まず現行法の時効の停止や中断に関するものが時効の猶予・更新というものに再構築されただけであまり影響はないかと思いますが,権利について協議をしている間は時効の完成を猶予することができる制度が新しくできました。現行法だと,支払い方法などについて話し合いをしているだけでは中断事由には該当しませんでしたので,中断させるためには訴訟を提起するか債務者に債務承認をしてもらう必要がありました。今回新しくできた制度は,話し合い中は時効の完成を一時的に猶予することができるので,時効中断のために訴訟に踏み切らなくてもじっくり話し合いができるというメリットがあります。ただし,いつまでの時効完成が猶予されるというのはおかしいので,最長で1年となっております。
第2 保証人
改正によって,保証人のかなり保護が図られております。
1 事業資金の個人保証は原則として公正証書が必要。
保証人になろうとする方は,金融機関と事前に保証契約を締結する前に,保証する意思を公正証書で表明しなければならなくなり,口頭で保証契約の内容を公証人に伝える必要があります。恐ろしくハードルが高いです。
ただし,会社の役員や大株主などが会社の債務を保証する場合はこの限りではありません。また,事業資金ではない場合も関係はありません。
2 根保証の場合の極度額の設定
例えば,賃貸借契約の場合,借主に生じた債務についてすべて保証すると,かなり長期間の間,どれくらいの金額になるのかわからないような保証をすることになります。このような包括的な保証のことを根保証といいます。

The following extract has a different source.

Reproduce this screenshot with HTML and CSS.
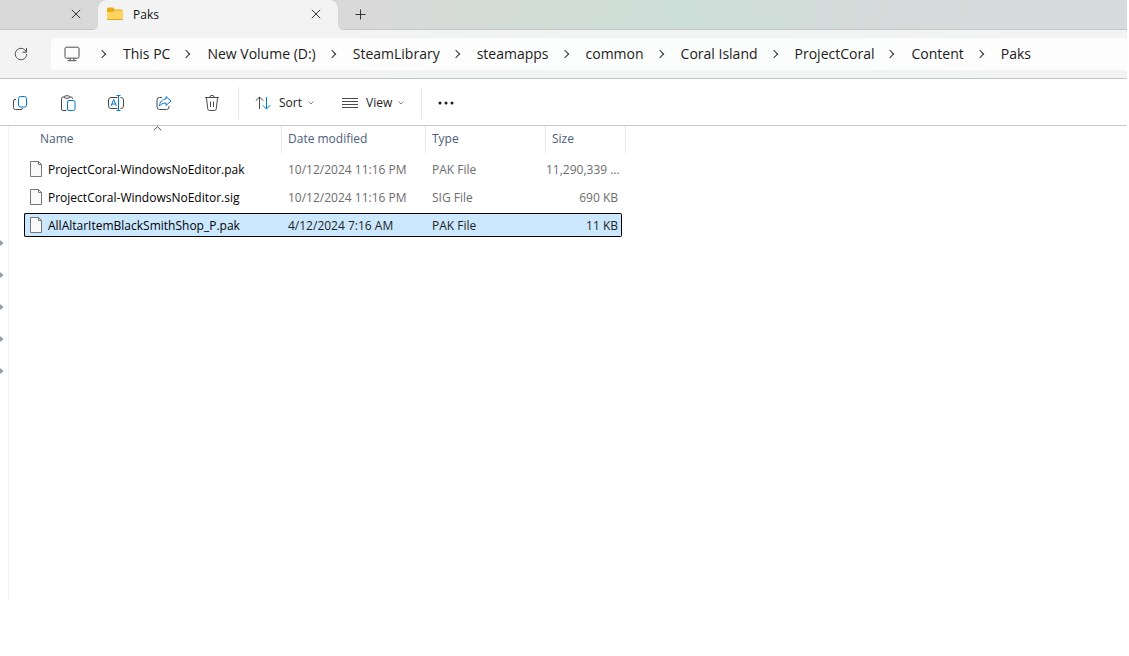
FILE: index.html
```html
<!DOCTYPE html>
<html lang="en">
<head>
<meta charset="utf-8">
<title>Paks</title>
<link rel="stylesheet" href="styles.css">
</head>
<body>
<div class="window">
  <header class="tabs">
    <div class="tab tab-inactive">
      <button class="tab-close" aria-label="Close tab"><svg width="10" height="10" viewBox="0 0 10 10"><path d="M.8.8l8.4 8.4M9.2.8L.8 9.2"/></svg></button>
    </div>
    <div class="tab tab-active">
      <svg class="folder" width="16" height="14" viewBox="0 0 16 14">
        <path d="M0 2a1.500 1.500 0 0 1 1.500-1.500H6L8 2.500h6.500A1.500 1.500 0 0 1 16 4v8H0z" fill="#eeab13"/>
        <path d="M0 5h6l2-1.500h8V12a1 1 0 0 1-1 1H1a1 1 0 0 1-1-1z" fill="#ffd562"/>
        <path d="M.3 12.500h15.400" stroke="#e6a51d" fill="none"/>
      </svg>
      <span class="tab-title">Paks</span>
      <button class="tab-close" aria-label="Close tab Paks"><svg width="10" height="10" viewBox="0 0 10 10"><path d="M.8.8l8.4 8.4M9.2.8L.8 9.2"/></svg></button>
    </div>
    <button class="tab-new" aria-label="New tab"><svg width="11" height="11" viewBox="0 0 11 11"><path d="M5.500.5v10M.5 5.500h10"/></svg></button>
  </header>

  <nav class="address" aria-label="Address">
    <button class="refresh" aria-label="Refresh"><svg width="14" height="14" viewBox="0 0 14 14"><path d="M12.400 5.200A5.700 5.700 0 1 0 12.700 7M12.500 1v4.200H8.500"/></svg></button>
    <ol class="crumbs">
      <li class="device"><svg width="16" height="16" viewBox="0 0 16 16"><rect x="1" y="1.200" width="14" height="11" rx="1.500"/><path d="M6 12.500v2M10 12.500v2M3.500 14.700h9"/></svg></li>
      <li><a href="#">This PC</a></li>
      <li><a href="#">New Volume (D:)</a></li>
      <li><a href="#">SteamLibrary</a></li>
      <li><a href="#">steamapps</a></li>
      <li><a href="#">common</a></li>
      <li><a href="#">Coral Island</a></li>
      <li><a href="#">ProjectCoral</a></li>
      <li><a href="#">Content</a></li>
      <li><a href="#">Paks</a></li>
    </ol>
  </nav>

  <div class="toolbar" role="toolbar" aria-label="Commands">
    <div class="tool-group">
      <button class="tool" aria-label="Copy"><svg width="16" height="16" viewBox="0 0 16 16"><path d="M4 4.500H3A1.500 1.500 0 0 0 1.500 6v6.500A2 2 0 0 0 3.500 14.500H9A1.500 1.500 0 0 0 10.500 13"/><rect class="blue" x="6.500" y="1.500" width="8" height="10.500" rx="2"/></svg></button>
      <button class="tool" aria-label="Paste"><svg width="16" height="16" viewBox="0 0 16 16"><path d="M6.500 15.500H3A1.500 1.500 0 0 1 1.500 14V3.500A1.500 1.500 0 0 1 3 2h1.500M9.500 2H11a1.500 1.500 0 0 1 1.500 1.500V4M5.500.8h3a1 1 0 0 1 1 1v.4a1 1 0 0 1-1 1h-3a1 1 0 0 1-1-1v-.4a1 1 0 0 1 1-1z"/><rect class="blue" x="7.500" y="5.500" width="7.500" height="10" rx="1.500"/></svg></button>
      <button class="tool" aria-label="Rename"><svg width="16" height="16" viewBox="0 0 16 16"><path d="M9.500 2.500H3A2.500 2.500 0 0 0 .5 5v6A2.500 2.500 0 0 0 3 13.500h6.500M12.500 2.500h.5A2.500 2.500 0 0 1 15.500 5v6a2.500 2.500 0 0 1-2.500 2.500h-.5"/><path class="blue" d="M10.500 .5v15M8.500 .5h4M8.500 15.500h4M3 11l2.700-6.500L8.400 11M4 9h3.500"/></svg></button>
      <button class="tool" aria-label="Share"><svg width="16" height="16" viewBox="0 0 16 16"><path d="M6 2.500H3.500A2.500 2.500 0 0 0 1 5v7a2.500 2.500 0 0 0 2.500 2.500h7A2.500 2.500 0 0 0 13 12v-1"/><path class="blue" d="M10 1.500l5 4.500-5 4.500V8C7 8 5 9 3.500 11 3.800 7 6 4.300 10 4z"/></svg></button>
      <button class="tool" aria-label="Delete"><svg width="16" height="16" viewBox="0 0 16 16"><path d="M1 2.500h14M5.800 2.500a2.200 2.200 0 0 1 4.400 0M2.500 3l1.200 10.500A2 2 0 0 0 5.700 15.500h4.600a2 2 0 0 0 2-2L13.500 3M6.500 6.500v5.500M9.500 6.500v5.500"/></svg></button>
    </div>
    <div class="menu-group">
      <button class="menu"><svg width="16" height="14" viewBox="0 0 16 14"><path d="M4.500 13V1M.8 4.700L4.500 1l3.700 3.700"/><path class="blue" d="M11.500 1v12M7.800 9.300l3.700 3.700 3.700-3.700"/></svg><span>Sort</span><svg class="caret" width="6" height="4" viewBox="0 0 6 4"><path d="M.5.5L3 3 5.500.5"/></svg></button>
      <button class="menu"><svg width="16" height="14" viewBox="0 0 16 14"><path d="M0 2.500h16M0 5.500h16M0 8.500h16M0 11.500h16"/></svg><span>View</span><svg class="caret" width="6" height="4" viewBox="0 0 6 4"><path d="M.5.5L3 3 5.500.5"/></svg></button>
    </div>
    <button class="more" aria-label="See more"><svg width="16" height="4" viewBox="0 0 16 4"><circle cx="2" cy="2" r="1.500"/><circle cx="8" cy="2" r="1.500"/><circle cx="14" cy="2" r="1.500"/></svg></button>
  </div>

  <main class="content">
    <aside class="sidebar" aria-label="Pinned folders">
      <svg width="4" height="6" viewBox="0 0 4 6"><path d="M0 .5h1L3.500 3 1 5.500H0z"/></svg>
      <svg width="4" height="6" viewBox="0 0 4 6"><path d="M0 .5h1L3.500 3 1 5.500H0z"/></svg>
      <svg width="4" height="6" viewBox="0 0 4 6"><path d="M0 .5h1L3.500 3 1 5.500H0z"/></svg>
      <svg width="4" height="6" viewBox="0 0 4 6"><path d="M0 .5h1L3.500 3 1 5.500H0z"/></svg>
      <svg width="4" height="6" viewBox="0 0 4 6"><path d="M0 .5h1L3.500 3 1 5.500H0z"/></svg>
    </aside>
    <table class="files">
      <colgroup><col class="col-name"><col class="col-date"><col class="col-type"><col class="col-size"><col class="col-end"></colgroup>
      <thead>
        <tr>
          <th scope="col" aria-sort="ascending">Name<svg class="sorted" width="9" height="5" viewBox="0 0 9 5"><path d="M.8 4.300L4.500.8l3.700 3.500"/></svg></th>
          <th scope="col">Date modified</th>
          <th scope="col">Type</th>
          <th scope="col" colspan="2">Size</th>
        </tr>
      </thead>
      <tbody>
        <tr>
          <td class="name"><div class="file"><svg width="12" height="16" viewBox="0 0 12 16"><path d="M.5.5h8l3 3v12H.5zM8.500.5v3h3"/></svg>ProjectCoral-WindowsNoEditor.pak</div></td>
          <td>10/12/2024 11:16 PM</td><td>PAK File</td><td class="size">11,290,339 ...</td>
        </tr>
        <tr>
          <td class="name"><div class="file"><svg width="12" height="16" viewBox="0 0 12 16"><path d="M.5.5h8l3 3v12H.5zM8.500.5v3h3"/></svg>ProjectCoral-WindowsNoEditor.sig</div></td>
          <td>10/12/2024 11:16 PM</td><td>SIG File</td><td class="size">690 KB</td>
        </tr>
        <tr class="selected">
          <td class="name"><div class="file"><svg width="12" height="16" viewBox="0 0 12 16"><path d="M.5.5h8l3 3v12H.5zM8.500.5v3h3"/></svg>AllAltarItemBlackSmithShop_P.pak</div></td>
          <td>4/12/2024 7:16 AM</td><td>PAK File</td><td class="size">11 KB</td>
        </tr>
      </tbody>
    </table>
  </main>
</div>
</body>
</html>
```
FILE: styles.css
```css
* { box-sizing: border-box; }

body {
  margin: 0;
  background: #fff;
  color: #1b1b1b;
  font: 12px/16px "Open Sans", "Noto Sans", sans-serif;
}

button {
  display: flex;
  align-items: center;
  padding: 0;
  border: 0;
  background: none;
  color: inherit;
  font: inherit;
}

svg {
  display: block;
  flex: none;
  fill: none;
  stroke: #4a4a4a;
}

.blue { stroke: #0078d4; }

.window {
  display: flex;
  flex-direction: column;
  min-height: 100vh;
  margin-right: 2px;
  padding-bottom: 56px;
}

/* Tabs */
.tabs {
  display: flex;
  height: 30px;
  border-bottom: 1px solid #c3c8c7;
  background: linear-gradient(90deg, #d9d9d9 33%, #d2ddd6 48%, #ceded9 60%, #d0ddd9 68%, #d7dada 80%, #d9dade 90%);
}

.tab {
  display: flex;
  align-items: center;
  padding: 0 17px 2px 0;
}

.tab-inactive {
  width: 98px;
  justify-content: flex-end;
}

.tab-active {
  position: relative;
  width: 240px;
  height: 30px;
  padding-left: 9px;
  border-radius: 8px 8px 0 0;
  background: #f3f3f3;
  box-shadow: 0 0 1px #aaa;
  clip-path: inset(0 -4px 0 -4px);
}

/* Curved feet where the tab meets the address bar */
.tab-active::before,
.tab-active::after {
  position: absolute;
  bottom: 0;
  width: 4px;
  height: 4px;
  content: "";
}

.tab-active::before {
  left: -4px;
  background: radial-gradient(circle at 0 0, transparent 3px, #f3f3f3 4px);
}

.tab-active::after {
  right: -4px;
  background: radial-gradient(circle at 100% 0, transparent 3px, #f3f3f3 4px);
}

.folder { stroke: none; }

.tab-title {
  flex: 1;
  margin-left: 10px;
  padding-top: 2px;
  color: #111;
}

.tab-close svg, .tab-new svg { stroke: #333; }
.tab-new { margin-left: 17px; }

/* Address bar */
.address {
  display: flex;
  align-items: center;
  height: 49px;
  padding: 8px 0;
  border-bottom: 1px solid #c3c8c7;
  background: linear-gradient(90deg, #f3f3f3 30%, #f0f4f2 55%, #f0f4f2 70%, #f3f3f4 90%);
}

.refresh {
  width: 51px;
  padding-left: 14px;
}

.crumbs {
  display: flex;
  flex: 1;
  align-items: center;
  height: 32px;
  margin: 0;
  padding: 0 0 0 13px;
  border-radius: 4px 0 0 4px;
  background: linear-gradient(90deg, #fdfdfd 30%, #fbfdfc 55%, #fbfdfc 70%, #fdfdfd 90%);
  font-size: 14px;
  line-height: 20px;
  list-style: none;
}

.crumbs li {
  display: flex;
  align-items: center;
  white-space: nowrap;
}

.crumbs li + li::before {
  width: 5px;
  height: 5px;
  margin: 0 18px 0 13px;
  border: solid #333;
  border-width: 1px 1px 0 0;
  transform: rotate(45deg);
  content: "";
}

.crumbs a {
  color: inherit;
  text-decoration: none;
}

.device { width: 22px; }

/* Commands */
.toolbar {
  display: flex;
  align-items: center;
  height: 47px;
  padding-top: 2px;
  border-bottom: 1px solid #c3c8c7;
}

.tool-group {
  display: flex;
  gap: 32px;
  padding: 0 18px 0 12px;
}

.menu-group {
  display: flex;
  align-items: center;
  gap: 28px;
  height: 32px;
  padding: 0 17px 0 16px;
  border: solid #e8e8e8;
  border-width: 0 1px;
}

.menu span { margin: 0 6px 0 8px; }
.caret { stroke: #888; }
.more { margin-left: 16px; }
.more svg { fill: #1b1b1b; stroke: none; }

/* File list */
.content {
  display: flex;
  flex: 1;
  align-items: stretch;
}

.sidebar {
  display: flex;
  flex-direction: column;
  gap: 26px;
  width: 9px;
  margin-right: 15px;
  padding-top: 114px;
  border-right: 1px solid #f3f3f3;
}

.sidebar svg {
  fill: #939ea4;
  stroke: none;
}

.files {
  align-self: flex-start;
  width: 602px;
  margin-top: -4px;
  border-spacing: 0 4px;
  table-layout: fixed;
}

.col-name { width: 258px; }
.col-date { width: 144px; }
.col-type { width: 120px; }
.col-size { width: 76px; }
.col-end { width: 4px; }

.files th {
  position: relative;
  height: 27px;
  padding: 0 6px 2px;
  border-right: 1px solid #e5e5e5;
  color: #4c607a;
  font-weight: 400;
  text-align: left;
}

.files th:first-child { padding-left: 16px; }

.sorted {
  position: absolute;
  top: 0;
  left: 50%;
}

.files td {
  height: 24px;
  padding: 2px 6px 0;
  border: solid transparent;
  border-width: 1px 0;
  color: #6d6d6d;
  line-height: 18px;
  white-space: nowrap;
}

.files .name {
  padding: 2px 0 0 5px;
  border-left-width: 1px;
  color: #000;
}

.files .size {
  padding: 2px 3px 0 0;
  border-right-width: 1px;
  text-align: right;
}

.file {
  display: flex;
  align-items: flex-start;
  gap: 6px;
}

.file svg {
  fill: #fafafa;
  stroke: #777;
}

.files .selected td {
  border-color: #000;
  background: #cce8ff;
  color: #222;
}

.files .selected .name {
  border-radius: 2px 0 0 2px;
  color: #000;
}

.files .selected .size { border-radius: 0 2px 2px 0; }
```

改正後については,保証額の上限である「極度額」を必ず定めなければならず,極度額を定めなかった場合は,(根)保証契約自体が無効となってしまいますので注意が必要です。
第3 (金銭)消費貸借契約
細かい話になってしまいますが,お金の貸し借りである「金銭消費貸借契約」は,現実的にお金を渡すことが契約の要素となっておりますので,お金を現実的に渡す前に契約書を書いても貸主には「貸す義務」というものは存在しませんでした(現実的にお金を渡していないため,契約自体不成立。)。しかし,改正によって,書面で契約することを条件として現実にお金を渡さなくても合意があれば契約が成立することとなったため,貸主に「貸す義務」が生じるケースがあります。貸すか貸さないか迷っている間に契約書を書いてしまうなんて方はなかなかいらっしゃらないと思いますが,念のため注意です。
第4 賃貸借契約
建物や土地に関する賃貸借契約について,敷金返還や賃借人の原状回復義務などについてトラブルがあったため明確化されました。
1 敷金について
基本的には判例の考え方が明文化されただけであるため,特に大きな変更はありません。例えば,「敷金の返還時期は明け渡し完了後」だったり,「賃借人の方から敷金を未払い賃料に充当することを請求することはできない」などです。
2 原状回復義務
これまた判例どおりですが,通常損耗や経年劣化によるものはすべて賃貸人負担であり,賃借人の負担とすることはできません。ただし,契約書の特約として賃借人が負担することとなっていればそれは有効ですが,賃借人にしっかり説明し,明確に特約を合意していることが必要となりますのでハードルは相当高いと思います。
他にも改正点はたくさんありますが,債権回収に関係がありそうな部分に絞ってまとめてみました。
今後も新たな情報が入り次第,まとめていきたいと思います。